Procurada, a assessoria do ministério afirmou que o sigilo das informações foi motivado porque a publicidade do caso “comprometer a condução de outras negociações e as relações internacionais do Brasil”, com base na Lei de Acesso à Informação. “Não há que se falar que a classificação dessas informações se deu por se tratar de recurso “a fundo perdido”.
“Questionamentos desnecessários”
De acordo com o Termo de Classificação, o negócio foi classifico com o grau de “sigilo secreto”. Por isso, deve ficar em segredo por 15 anos a partir de 2008, prazo prorrogável uma vez, ou seja, até 2038.
No termo, o gabinete de Pimentel afirma, em 18 de junho de 2012, que memorandos de entendimento, protocolos, cartas, pareceres, correspondências e notas técnicas sobre o financiamento, à época avaliado em US$ 600 milhões, devem ficar em sigilo porque as informações “põem em risco” as relações internacionais, outras negociações entre Brasil e Cuba e ainda revelarão papeis de outros Estados e organismos internacionais fornecidos em caráter reservado. A divulgação das condições do empréstimo pode “inviabilizar outros projetos e levantar questionamentos desnecessários” e “resultar em constrangimentos diplomáticos”.
Operações com outros países poderiam ficar prejudicadas, porque as condições específicas seriam outras, “apesar de seguirem parâmetros internacionais”.
Exportações
A assessoria do MDIC disse que “dados referentes ao financiamento de exportações brasileiras” foram considerados sigilosos, e listou três documentos que estão nesta situação, inclusive Cuba. De acordo com a assessoria, os valores desembolsados não estão sob segredo e podem ser acessados no site do BNDES.

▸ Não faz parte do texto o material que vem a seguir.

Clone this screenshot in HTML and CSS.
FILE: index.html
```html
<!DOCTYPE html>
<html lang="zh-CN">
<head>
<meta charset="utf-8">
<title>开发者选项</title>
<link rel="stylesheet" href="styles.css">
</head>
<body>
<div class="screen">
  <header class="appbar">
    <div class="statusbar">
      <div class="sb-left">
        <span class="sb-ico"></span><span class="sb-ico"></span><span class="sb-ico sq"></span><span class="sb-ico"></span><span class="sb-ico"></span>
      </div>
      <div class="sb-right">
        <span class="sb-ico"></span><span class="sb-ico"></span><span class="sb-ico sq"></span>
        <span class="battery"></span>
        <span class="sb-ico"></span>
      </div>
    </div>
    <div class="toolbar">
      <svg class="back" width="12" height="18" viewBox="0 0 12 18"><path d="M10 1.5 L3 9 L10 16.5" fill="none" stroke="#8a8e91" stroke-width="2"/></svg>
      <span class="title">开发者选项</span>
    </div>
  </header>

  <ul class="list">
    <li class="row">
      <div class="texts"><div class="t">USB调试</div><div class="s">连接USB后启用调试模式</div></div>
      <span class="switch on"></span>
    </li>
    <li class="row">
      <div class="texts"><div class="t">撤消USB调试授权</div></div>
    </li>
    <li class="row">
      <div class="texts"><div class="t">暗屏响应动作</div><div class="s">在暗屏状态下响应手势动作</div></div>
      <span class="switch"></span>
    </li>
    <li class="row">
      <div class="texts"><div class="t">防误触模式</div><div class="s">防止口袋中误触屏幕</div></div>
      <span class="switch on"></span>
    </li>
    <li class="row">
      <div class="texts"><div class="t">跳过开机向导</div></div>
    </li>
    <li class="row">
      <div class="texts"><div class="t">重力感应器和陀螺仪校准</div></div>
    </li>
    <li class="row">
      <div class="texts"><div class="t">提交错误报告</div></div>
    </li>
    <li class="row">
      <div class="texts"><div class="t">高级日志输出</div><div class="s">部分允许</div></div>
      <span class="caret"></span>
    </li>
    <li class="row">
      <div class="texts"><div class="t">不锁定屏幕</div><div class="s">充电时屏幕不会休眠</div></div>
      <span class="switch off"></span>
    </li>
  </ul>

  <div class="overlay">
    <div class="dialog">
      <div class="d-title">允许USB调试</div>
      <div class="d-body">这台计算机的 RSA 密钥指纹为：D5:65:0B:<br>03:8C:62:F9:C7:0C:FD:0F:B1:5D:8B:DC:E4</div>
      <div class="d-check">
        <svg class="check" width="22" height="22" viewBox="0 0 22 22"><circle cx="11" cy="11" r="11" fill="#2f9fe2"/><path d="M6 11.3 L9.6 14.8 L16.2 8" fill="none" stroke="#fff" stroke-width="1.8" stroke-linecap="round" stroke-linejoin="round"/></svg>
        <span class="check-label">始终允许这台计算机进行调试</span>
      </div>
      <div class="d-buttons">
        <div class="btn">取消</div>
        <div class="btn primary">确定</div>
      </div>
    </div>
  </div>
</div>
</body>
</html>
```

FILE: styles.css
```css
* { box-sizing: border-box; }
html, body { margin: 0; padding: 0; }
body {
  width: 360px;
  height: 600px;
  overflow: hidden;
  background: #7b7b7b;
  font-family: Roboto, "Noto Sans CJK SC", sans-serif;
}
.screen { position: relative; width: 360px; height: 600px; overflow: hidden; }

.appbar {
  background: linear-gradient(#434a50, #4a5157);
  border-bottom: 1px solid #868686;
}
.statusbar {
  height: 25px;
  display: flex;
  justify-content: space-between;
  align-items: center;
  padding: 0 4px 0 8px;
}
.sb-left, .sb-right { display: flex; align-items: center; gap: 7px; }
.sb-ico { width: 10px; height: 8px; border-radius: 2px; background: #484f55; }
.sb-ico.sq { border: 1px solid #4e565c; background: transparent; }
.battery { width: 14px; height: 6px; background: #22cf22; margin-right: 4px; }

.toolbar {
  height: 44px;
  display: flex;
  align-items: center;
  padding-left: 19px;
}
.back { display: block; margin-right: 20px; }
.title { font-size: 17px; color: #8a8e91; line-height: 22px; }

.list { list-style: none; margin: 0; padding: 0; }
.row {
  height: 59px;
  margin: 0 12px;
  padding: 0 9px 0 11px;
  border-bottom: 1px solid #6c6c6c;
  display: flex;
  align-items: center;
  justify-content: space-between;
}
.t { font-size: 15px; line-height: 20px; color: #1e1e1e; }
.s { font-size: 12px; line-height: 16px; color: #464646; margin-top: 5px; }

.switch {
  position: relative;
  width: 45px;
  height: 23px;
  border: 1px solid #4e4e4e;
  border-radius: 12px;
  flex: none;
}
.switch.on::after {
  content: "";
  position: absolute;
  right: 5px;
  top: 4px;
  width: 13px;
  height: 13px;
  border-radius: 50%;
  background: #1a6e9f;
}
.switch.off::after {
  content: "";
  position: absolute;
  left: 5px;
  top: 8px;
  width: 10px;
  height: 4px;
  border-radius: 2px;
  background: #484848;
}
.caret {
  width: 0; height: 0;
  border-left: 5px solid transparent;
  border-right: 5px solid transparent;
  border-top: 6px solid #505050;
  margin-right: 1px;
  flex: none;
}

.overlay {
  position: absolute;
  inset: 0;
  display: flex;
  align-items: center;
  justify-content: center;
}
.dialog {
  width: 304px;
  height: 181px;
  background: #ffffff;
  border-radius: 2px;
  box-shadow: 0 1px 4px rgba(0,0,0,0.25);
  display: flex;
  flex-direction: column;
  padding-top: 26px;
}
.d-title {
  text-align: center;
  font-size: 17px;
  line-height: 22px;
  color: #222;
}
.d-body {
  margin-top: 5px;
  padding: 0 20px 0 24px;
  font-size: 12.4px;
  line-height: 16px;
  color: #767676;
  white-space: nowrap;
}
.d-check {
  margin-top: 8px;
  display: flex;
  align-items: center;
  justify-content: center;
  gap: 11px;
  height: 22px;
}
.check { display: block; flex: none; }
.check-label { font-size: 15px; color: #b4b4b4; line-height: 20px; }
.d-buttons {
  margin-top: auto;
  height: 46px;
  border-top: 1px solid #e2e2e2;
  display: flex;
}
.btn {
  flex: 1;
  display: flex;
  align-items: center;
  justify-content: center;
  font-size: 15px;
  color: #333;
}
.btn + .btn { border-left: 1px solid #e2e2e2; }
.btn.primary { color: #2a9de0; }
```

Na página do banco, observa-se que foram exportados para Cuba, com apoio do banco, US$ 802 milhões entre 1998 e 2013. No segundo governo Fernando Henrique (PSDB), de 1998 a 2002, o volume de exportações bancadas pelo BNDES para Cuba foi de US$ 7,5 milhões por ano. Já na era Lula-Dilma (PT), de 2003 a 2013, a média anual saltou para US$ 69,5 milhões.
Vistorias
Assim como o BNDES, o Ministério do Desenvolvimento, Indústria e Comércio não comentou a operação financeira entre a Odebrecht e a consultoria. O banco disse ao site que, por padrão de controle, fiscaliza as obras que financia por meio de vistorias in loco e conferência de gastos na execução do projeto. A assessoria do BNDES disse que a empreiteira já havia sido escolhida pelo governo cubano para reformar o porto de Mariel e só depois pediu o financiamento bancário, cuja aprovação “obedeceu aos ritos ordinários de concessão de qualquer empréstimo” na instituição dirigida por Luciano Coutinho.

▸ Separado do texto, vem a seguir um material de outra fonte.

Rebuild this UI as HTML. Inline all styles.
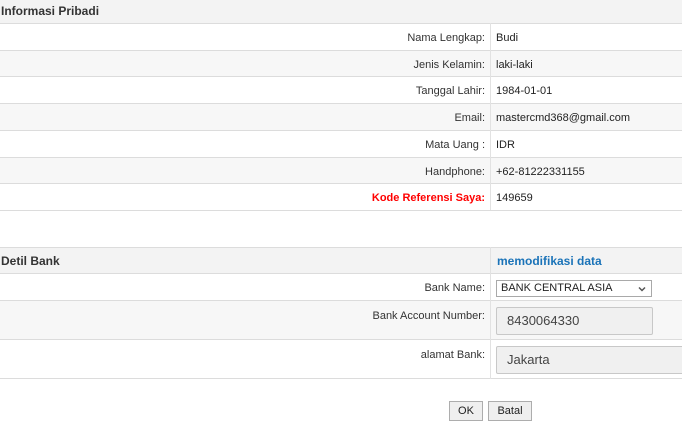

O banco frisou que o dinheiro não saiu do Brasil, mas foi integralmente usado em empresas nacionais. “O Brasil atua de modo análogo à maioria dos países, já que o apoio às exportações por meio de instituições estatais é parte de estratégia nacional para promover o desenvolvimento”, disseram, em artigo no Valor Econômico, a superintendente e o chefe de Comércio Exterior do banco, Luciene Machado e Luiz de Castro Neves. Pelas normas divulgadas no site da instituição, a construção de portos financiada pelo banco exige nacionalização de pelo menos 60% das peças.
Seguro
O presidente da Odebrecht, Marcelo Odbrecht, que esteve com Dilma Rousseff na inauguração do porto de Mariel, defendeu o sigilo, em artigo na Folha de S.Paulo. “As únicas informações que não são públicas são as usuais das operações bancárias, como o valor do seguro, eventuais contragarantias e taxas que compõem a operação”.
Dados do BNDES mostram que, no ano passado, a instituição teve lucro líquido de R$ 8,15 bilhões. A inadimplência foi de apenas 0,01%. Marcelo Odebrecht rebateu as especulações sobre um eventual calote cubano, responsável por pagar o empréstimo canalizado para a empreiteira. “A ocorrência de calotes não está relacionada a alinhamentos ideológicos: os maiores defaultsrecentemente enfrentados vieram dos EUA e Chile”, disse o presidente da construtora.